While we’re on the subject of Christians who think they can get away with breaking the law, what’s with all these pastors who think they can double as chaplains of the local public high school football team?
The Freedom From Religion Foundation sent letters earlier this year to schools in Florida’s Orange and Seminole counties warning them about that problem (among several other issues). The districts are finally getting around to tellings coaches they can’t have team chaplains and the pastors are not taking the news well:
Pastor Troy Schmidt, who has been working with the Olympia High School team for at least six years, replacing other chaplains, said he still plans to prepare meals for the team with his church, First Baptist of Windermere.
“My heart is with Olympia. I love the kids,” he said. Until last week, he had served as a spiritual adviser to the team, including leading them in prayers and said he never got a single complaint.
“Everything I’ve done has been centered around the Bible, but I’ve tried to apply it to football,” Schmidt said. “I know I’m speaking to Christians, to Muslims, to atheists.
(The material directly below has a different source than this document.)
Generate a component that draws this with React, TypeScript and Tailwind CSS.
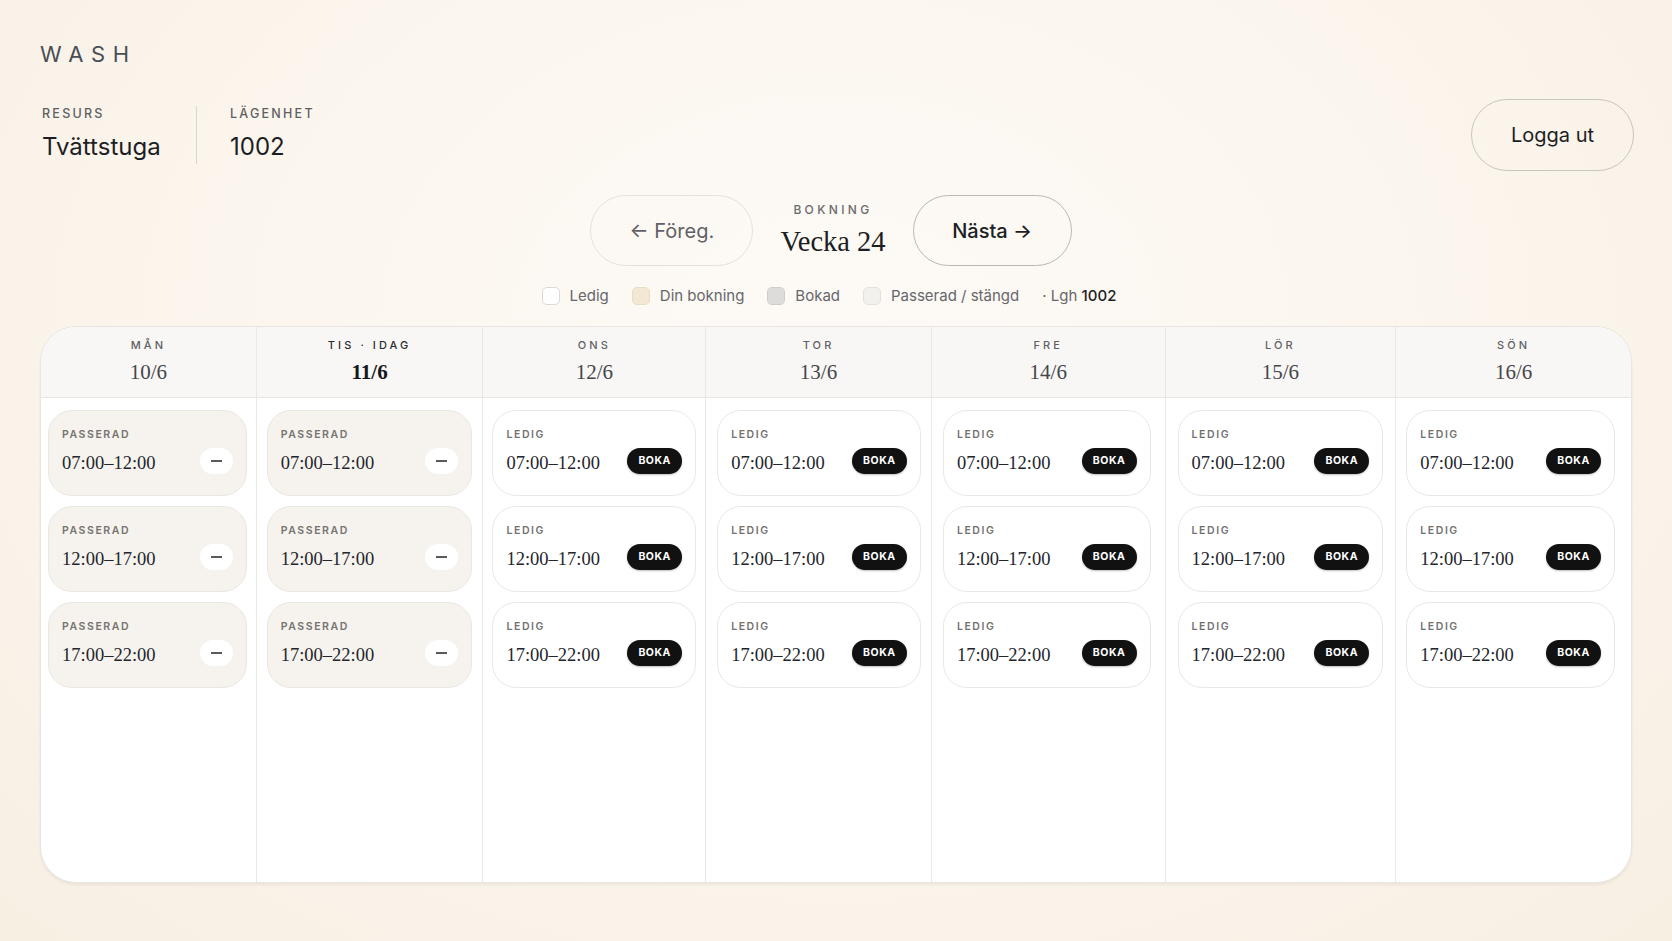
import React from "react";

type Day = {
    label: string;
    date: string;
    past: boolean;
    today?: boolean;
    pad: string; // body padding, the cards don't sit evenly in every column
};

const days: Day[] = [
    { label: "MÅN", date: "10/6", past: true, pad: "pl-[7px] pr-[9px]" },
    { label: "TIS · IDAG", date: "11/6", past: true, today: true, pad: "pl-[10px] pr-[10px]" },
    { label: "ONS", date: "12/6", past: false, pad: "pl-[9px] pr-[9px]" },
    { label: "TOR", date: "13/6", past: false, pad: "pl-[11px] pr-[10px]" },
    { label: "FRE", date: "14/6", past: false, pad: "pl-[11px] pr-[14px]" },
    { label: "LÖR", date: "15/6", past: false, pad: "pl-[12px] pr-[12px]" },
    { label: "SÖN", date: "16/6", past: false, pad: "pl-[10px] pr-[16px]" },
];

const slots = ["07:00–12:00", "12:00–17:00", "17:00–22:00"];

const sans = "font-['Inter','Liberation_Sans',sans-serif]";
const serif = "font-['Liberation_Serif','DejaVu_Serif',serif]";

const SlotCard: React.FC<{ time: string; past: boolean }> = ({ time, past }) => {
    return (
        <div
            className={`h-[86px] rounded-[24px] border px-[13px] pt-[18px] ${past
                ? "bg-[#f6f3ee] border-[#ebe6df]"
                : "bg-white border-[#ebe8e4]"
                }`}
        >
            <div className="text-[10.5px] leading-[12px] font-semibold tracking-[0.15em] text-[#74726f]">
                {past ? "PASSERAD" : "LEDIG"}
            </div>
            <div className="mt-[7px] flex h-[26px] items-center justify-between">
                <span className={`${serif} pt-[3px] text-[18.5px] leading-[26px] text-[#23252b]`}>{time}</span>
                {past ? (
                    <span className="flex h-[26px] w-[33px] items-center justify-center rounded-full bg-white">
                        <span className="h-[1.5px] w-[11px] bg-[#5a5a5e]" />
                    </span>
                ) : (
                    <button className="flex h-[26px] w-[55px] items-center justify-center rounded-full bg-[#111111] text-[10.5px] font-bold tracking-[0.05em] text-white shadow-[0_1px_2px_rgba(0,0,0,0.25)]">
                        BOKA
                    </button>
                )}
            </div>
        </div>
    );
};

const LegendItem: React.FC<{ box: string; text: string }> = ({ box, text }) => (
    <div className="flex items-center gap-[10px]">
        <span className={`h-[18px] w-[18px] rounded-[5px] border ${box}`} />
        <span>{text}</span>
    </div>
);

export default function App() {
    return (
        <div
            className={`${sans} min-h-screen bg-[radial-gradient(ellipse_at_50%_35%,#fdfaf6_0%,#fbf5ed_55%,#f8efe3_100%)] px-[40px] pt-[40px] text-[#1c1e24]`}
        >
            <div className="text-[22px] leading-[28px] tracking-[0.35em] text-[#4a4e55]">WASH</div>

            {/* resource + apartment, logout */}
            <div className="mt-[31px] flex h-[72px] items-center justify-between">
                <div className="ml-[2px] flex h-[58px] items-stretch">
                    <div className="w-[155px] border-r border-[#d9d5cf]">
                        <div className="text-[12.5px] leading-[16px] font-medium tracking-[0.18em] text-[#5d5f63]">RESURS</div>
                        <div className="mt-[10px] text-[24px] leading-[30px]">Tvättstuga</div>
                    </div>
                    <div className="pl-[33px]">
                        <div className="text-[12.5px] leading-[16px] font-medium tracking-[0.18em] text-[#5d5f63]">LÄGENHET</div>
                        <div className="mt-[10px] text-[24px] leading-[30px]">1002</div>
                    </div>
                </div>
                <button className="mr-[-2px] h-[72px] w-[163px] rounded-full border border-[#c9c5be] text-[20px] text-[#1c1e24]">
                    Logga ut
                </button>
            </div>

            {/* week navigation */}
            <div className="mt-[24px] flex items-center justify-center gap-[27px] pr-[10px]">
                <button className="h-[71px] w-[163px] rounded-full border border-[#e6e1da] text-[20px] text-[#5f6166]">
                    ← Föreg.
                </button>
                <div className="flex flex-col items-center">
                    <div className="text-[12px] leading-[16px] font-medium tracking-[0.28em] text-[#6a6b6e]">BOKNING</div>
                    <div className={`${serif} mt-[7px] text-[28.5px] leading-[34px] text-[#1c1e24]`}>Vecka 24</div>
                </div>
                <button className="h-[71px] w-[159px] rounded-full border border-[#bcb8b1] text-[20px] font-medium text-[#1c1e24]">
                    Nästa →
                </button>
            </div>

            {/* legend */}
            <div className="mt-[20px] flex h-[20px] items-center justify-center gap-[23px] pr-[14px] text-[15px] text-[#66676b]">
                <LegendItem box="bg-white border-[#dcd9d4]" text="Ledig" />
                <LegendItem box="bg-[#f4e7d4] border-[#ebdcc5]" text="Din bokning" />
                <LegendItem box="bg-[#dddcda] border-[#cfcdca]" text="Bokad" />
                <LegendItem box="bg-[#f3f1ee] border-[#e4e1dc]" text="Passerad / stängd" />
                <div>
                    · Lgh <span className="font-medium text-[#1c1e24]">1002</span>
                </div>
            </div>

            {/* calendar */}
            <div className="mt-[20px] grid h-[557px] grid-cols-[215fr_227fr_223fr_226fr_234fr_231fr_236fr] overflow-hidden rounded-[36px] border border-[#e9e6e1] bg-white shadow-[0_2px_3px_rgba(0,0,0,0.06)]">
                {days.map((day, i) => (
                    <div key={day.date} className={`flex flex-col ${i > 0 ? "border-l border-[#ebe8e4]" : ""}`}>
                        <div className="flex h-[71px] flex-col items-center border-b border-[#ebe8e4] bg-[#f8f7f6] pt-[11px]">
                            <div
                                className={`text-[11px] leading-[14px] font-medium tracking-[0.28em] ${day.today ? "text-[#2b2c30]" : "text-[#5f6064]"
                                    }`}
                            >
                                {day.label}
                            </div>
                            <div
                                className={`${serif} mt-[7px] text-[21px] leading-[26px] ${day.today ? "font-bold text-[#15171c]" : "text-[#45464a]"
                                    }`}
                            >
                                {day.date}
                            </div>
                        </div>
                        <div className={`flex flex-1 flex-col gap-[10px] pt-[12px] ${day.pad}`}>
                            {slots.map((s) => (
                                <SlotCard key={s} time={s} past={day.past} />
                            ))}
                        </div>
                    </div>
                ))}
            </div>
        </div>
    );
}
I’m speaking to teenagers who are at that important phase in life where they’re making critical decisions.”
He just admitted the problem: He’s a Christian leader being brought in to lead the students in prayer. It’s not surprising that no one has complained since who wants to be the student who rocks the boat and gets punished for it (officially or socially)?
Schmidt appeared on Fox & Friends this morning, by the way, to talk about how he’s being turned into an “atheist chaplain” because he can’t promote Jesus at a public school. Because, in his warped mind, that’s the same as being forced to tell students God doesn’t exist:
(To state the obvious, no one’s telling anyone to become an atheist against their will.)
Another pastor, Todd Lamphere of The Venue Church, still lists team chaplain as part of his job description:
This shouldn’t be a difficult issue. Students are welcome to drop by the church if they want spiritual guidance from a Christian. There’s absolutely no reason to have a religious leader pray to a Christian God with the team, though. Their hearts may be in the right place, but the law matters more.
The students, as always, as welcome to pray on their own. No one’s stopping them. No one ever has.